Yeah, over 4 million, every night. He has that many people watching, and he’s conditioning these people to feel a certain way about me and my mom and my kid and everybody that I know in my community. So that matters, and that means something, because on a regular basis I interact with the people who watch that show.
I was at the Jan. 6 Capitol riot. I was there as a journalist. And there was one family that were there—they were from Greece, actually. And I approached them because they were doing a Mediterranean dance that was familiar to me because my family’s from Egypt. It almost looks like a dabke. And so I was like, oh, what’s their deal? So I started a conversation with them, and they basically engaged me with my identity because of that. They asked me if I was Muslim. I said yeah. And the response I got was, “Well, something we don’t really understand—could you please explain this to us?” I said sure. They said, “Why were you celebrating after 9/11?” And I was like, “Hmm, where did you hear that?” And they’re like, “Well, it happened, like Trump talked about it and Tucker Carlson said that it was true and Sean Hannity had video.” And I was like, “Hmm, OK, I was in Jersey City during that time. My whole family had tears in their eyes because we thought our father had died. And I could tell you for a fact that nobody in our community were celebrating. In fact, many people from our community had family who were first responders, and we weren’t clapping. We were looking for places to donate blood. We weren’t cheering. We were too busy trying to see how we can help our community that was under attack.”
And this is just a side of the story that they’ve never even once considered because they’ve been conditioned to think of the Muslim community as this organism that is feeding off of their society. So it matters to me, because I need to know how to argue against those points that are being made on this show, because that’s part of my lived reality as an American Muslim.
In the years after 9/11, you went to high school and then college and you started a career in journalism, and in those years you also kind of had a rebellious phase. You write about being really interested in pop culture and a more secular life. I’m thinking of the photography you did earlier in your career—it has this kind of rogue feel to it. And I was just curious why you felt safe enough to rebel.

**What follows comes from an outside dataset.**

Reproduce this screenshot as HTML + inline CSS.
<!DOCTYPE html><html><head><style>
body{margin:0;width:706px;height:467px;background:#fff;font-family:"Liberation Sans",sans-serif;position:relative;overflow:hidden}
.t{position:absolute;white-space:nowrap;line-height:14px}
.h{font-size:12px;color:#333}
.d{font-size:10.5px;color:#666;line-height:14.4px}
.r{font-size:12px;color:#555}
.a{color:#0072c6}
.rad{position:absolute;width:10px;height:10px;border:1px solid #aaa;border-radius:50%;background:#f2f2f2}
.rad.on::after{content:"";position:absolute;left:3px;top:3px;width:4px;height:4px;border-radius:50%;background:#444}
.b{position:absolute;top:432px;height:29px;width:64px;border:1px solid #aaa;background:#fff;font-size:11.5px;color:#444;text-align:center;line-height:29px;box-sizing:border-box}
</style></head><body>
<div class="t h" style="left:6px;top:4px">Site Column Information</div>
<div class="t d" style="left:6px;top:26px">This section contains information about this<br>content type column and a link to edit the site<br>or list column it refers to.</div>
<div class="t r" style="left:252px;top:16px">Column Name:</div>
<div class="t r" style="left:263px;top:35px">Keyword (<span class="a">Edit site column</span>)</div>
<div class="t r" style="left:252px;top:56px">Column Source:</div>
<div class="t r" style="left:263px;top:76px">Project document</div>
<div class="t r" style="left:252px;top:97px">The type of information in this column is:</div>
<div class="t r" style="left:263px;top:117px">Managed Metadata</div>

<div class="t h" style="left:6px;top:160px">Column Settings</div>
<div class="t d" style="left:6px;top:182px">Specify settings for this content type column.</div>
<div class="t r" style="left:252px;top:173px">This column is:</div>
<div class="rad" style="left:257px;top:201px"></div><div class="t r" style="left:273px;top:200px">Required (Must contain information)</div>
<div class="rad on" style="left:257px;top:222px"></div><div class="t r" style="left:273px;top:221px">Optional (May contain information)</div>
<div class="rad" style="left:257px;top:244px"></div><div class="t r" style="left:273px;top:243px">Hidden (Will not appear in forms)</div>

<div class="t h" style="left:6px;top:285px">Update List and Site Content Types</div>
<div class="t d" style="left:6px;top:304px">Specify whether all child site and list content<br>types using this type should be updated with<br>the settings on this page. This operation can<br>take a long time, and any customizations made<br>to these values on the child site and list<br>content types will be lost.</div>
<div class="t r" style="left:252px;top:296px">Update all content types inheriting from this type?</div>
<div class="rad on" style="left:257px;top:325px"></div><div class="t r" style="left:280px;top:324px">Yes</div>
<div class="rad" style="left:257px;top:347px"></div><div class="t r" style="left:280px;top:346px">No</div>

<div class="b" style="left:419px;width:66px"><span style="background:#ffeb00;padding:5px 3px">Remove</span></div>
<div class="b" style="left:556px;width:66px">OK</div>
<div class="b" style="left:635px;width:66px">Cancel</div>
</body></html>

Going to a private school and then going to a public school, all of that really had an effect on me, obviously. I couldn’t just be a kid in your class. I needed to also be ready to argue the tenets of Islam, because so many people had crazy ideas of what they were. You had 11-, 12-year-olds being like, “Aymann, what is jihad? And why does your family want to kill my family?” Questions like that. And you sort of need to be ready to answer those things. It’s a lot of responsibility. So all of that responsibility at a certain point gets really, really, really heavy, and when I got to college and I was just surrounded by all these really interesting opportunities to do all these new things that I’ve never tried before, I just wanted to dump all that weight off my back and just dive into something new.
And not be the Muslim ambassador anymore?

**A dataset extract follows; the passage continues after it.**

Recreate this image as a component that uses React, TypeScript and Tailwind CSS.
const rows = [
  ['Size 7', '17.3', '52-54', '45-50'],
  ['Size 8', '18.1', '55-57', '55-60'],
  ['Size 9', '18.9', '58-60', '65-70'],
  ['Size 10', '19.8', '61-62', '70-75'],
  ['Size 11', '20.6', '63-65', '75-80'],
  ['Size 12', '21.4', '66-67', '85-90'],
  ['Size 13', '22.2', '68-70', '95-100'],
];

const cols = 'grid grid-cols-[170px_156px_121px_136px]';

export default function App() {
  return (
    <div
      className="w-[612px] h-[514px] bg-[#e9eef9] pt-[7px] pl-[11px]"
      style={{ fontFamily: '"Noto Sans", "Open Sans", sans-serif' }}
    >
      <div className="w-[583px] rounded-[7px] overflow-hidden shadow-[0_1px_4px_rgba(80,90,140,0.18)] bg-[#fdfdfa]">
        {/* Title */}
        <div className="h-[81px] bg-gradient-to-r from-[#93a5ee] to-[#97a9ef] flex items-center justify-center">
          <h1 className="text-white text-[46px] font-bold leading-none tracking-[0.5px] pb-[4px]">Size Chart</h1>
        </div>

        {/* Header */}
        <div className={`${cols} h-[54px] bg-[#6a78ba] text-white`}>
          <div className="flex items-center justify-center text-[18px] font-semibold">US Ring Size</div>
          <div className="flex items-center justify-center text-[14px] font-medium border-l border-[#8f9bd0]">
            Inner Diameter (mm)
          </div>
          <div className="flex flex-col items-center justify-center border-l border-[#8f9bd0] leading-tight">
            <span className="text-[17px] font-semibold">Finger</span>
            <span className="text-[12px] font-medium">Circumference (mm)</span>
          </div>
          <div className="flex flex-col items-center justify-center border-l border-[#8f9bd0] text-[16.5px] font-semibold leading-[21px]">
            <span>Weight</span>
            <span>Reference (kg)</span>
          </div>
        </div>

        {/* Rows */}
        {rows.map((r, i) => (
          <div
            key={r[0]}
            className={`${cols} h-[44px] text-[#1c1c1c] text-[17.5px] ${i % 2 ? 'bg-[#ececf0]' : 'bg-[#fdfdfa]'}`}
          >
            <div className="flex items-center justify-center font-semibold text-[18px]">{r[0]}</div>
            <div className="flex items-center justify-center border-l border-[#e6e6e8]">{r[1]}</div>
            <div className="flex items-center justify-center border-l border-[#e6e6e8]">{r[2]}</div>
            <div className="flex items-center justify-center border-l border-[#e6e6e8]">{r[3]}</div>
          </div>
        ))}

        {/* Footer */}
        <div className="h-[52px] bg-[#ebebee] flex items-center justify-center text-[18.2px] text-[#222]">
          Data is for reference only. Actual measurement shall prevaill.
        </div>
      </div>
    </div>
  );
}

Yeah, I was tired of it. I just couldn’t care less at that point about being your Muslim.
But when you broke the rules, as a photographer and a journalist, you were singled out for harsher scrutiny. There was one story that landed you in especially hot water.
I was a journalist working at this graffiti culture magazine called Animal New York. So I met this kid who climbs bridges and I was like, yo, let me just shadow you for a night, show me how to climb this bridge, I’ll go with you and we’ll take pictures and we’ll do an interview along the way. And so that was that. I climb down, published the pictures, wrote the story. …
But then months later, a bunch of detectives showed up to my apartment. I wasn’t there, but my roommate called me in a panic, being like, “Yo, Aymann, there’s like four detectives here, they want to ask you questions.” I’m like, OK, that’s weird, but my whole life experience told me that for Muslims, this is normal. … I call the number that the detective left, gave it to a lawyer, talked to a lawyer. A lawyer was like, “There’s no way around it. They’re mad. You’ve got to turn yourself in.” So I do. I turn myself in that same night.
But then they start asking me questions about what mosque I pray at, and if I know such and such person with a Muslim name, or am I involved in whatever organization. And I’m thinking to myself, OK, they’re just really interested in the Muslim part of this, whatever is going on. And trespassing is a misdemeanor. So even if they had caught me in the act, they would have written me a ticket and given me a summons. I would show up to the court date. In this case, they had slapped cuffs on me and they wanted to hold me overnight. And I was like, whatever, one night. Maybe it’s because I turned myself in at night? No. It ended up being a 36-hour ordeal where they had kept me in the tombs.
I’m kind of stunned that you—after so much reason to think that the government would fuck you up if they caught you doing something, anything, remotely wrong—I’m surprised you did it. I don’t understand that impulse. Do you understand that impulse?
Yeah, I mean, it’s a push and pull, and every day it’s different. And this happens to any Muslim, and they’ll tell you this too, that sometimes you forget that you are some sort of pariah to the community, because you don’t see yourself as a pariah. And Muslims, especially in the tristate, do so much charity work, they do so much good for the community. And when you talk to normal people who know us, they love us, and it’s not a big deal. So you sometimes forget that there are bad cops out there and bad judges and bad COs who want to abuse you because they might have their own personal beef or who knows what’s in their heart. I was so wrapped up into this photographer community where the people who knew me had no problem with me, so I could sometimes forget that I’m this dangerous person or I’m supposed to be. My dad, right after, he called me an idiot. He was like, how could you let them catch you? Like, why would you think for a second that this wasn’t going to happen to you? And I was like, you’re right. It was my fault in the sense where I forgot, I let my guard down. …
We are inflicted with this weight, where we have to carry this around now, this trauma. But at the same time, in order to survive and move past it, we have to just manage and make do, because we can’t just sit around and think about how life sucks for us as Muslims. We’re not going to get anywhere. We all handle it in our own ways. My parents are at this point—they’re still just good people, they’re just so grateful to be in America, they love it here, they love the lives that they’ve made here. They love the lives that their kids have made here. And I don’t know any Muslim parents that resent the government or anything like that. They’re all just happy to be here.
It’s kind of an immigrant family cliché at this point that a lot of times the parents who immigrate are really happy to be here, quite patriotic about their adopted country, and then it’s the first-generation American kids who view the U.S. through more skeptical eyes. It sounds like that’s true in your family, too.
I think the reason why is because their mission was to plant roots here and to grow a family here. And by that measure, they succeeded. No matter what anybody says about them on TV, that doesn’t change the fact that they have a family here. But for us, for me and my siblings and for people who were born here, that’s not our goal. We’re already here. So we’re thirsting for something more. We want acceptance. We want truth. We want people to see through the bullshit in another way. You know, we want to help people who hate us to learn who we are. So we’re doing this for y’all, you know what I mean? We know that we’re not terrorists.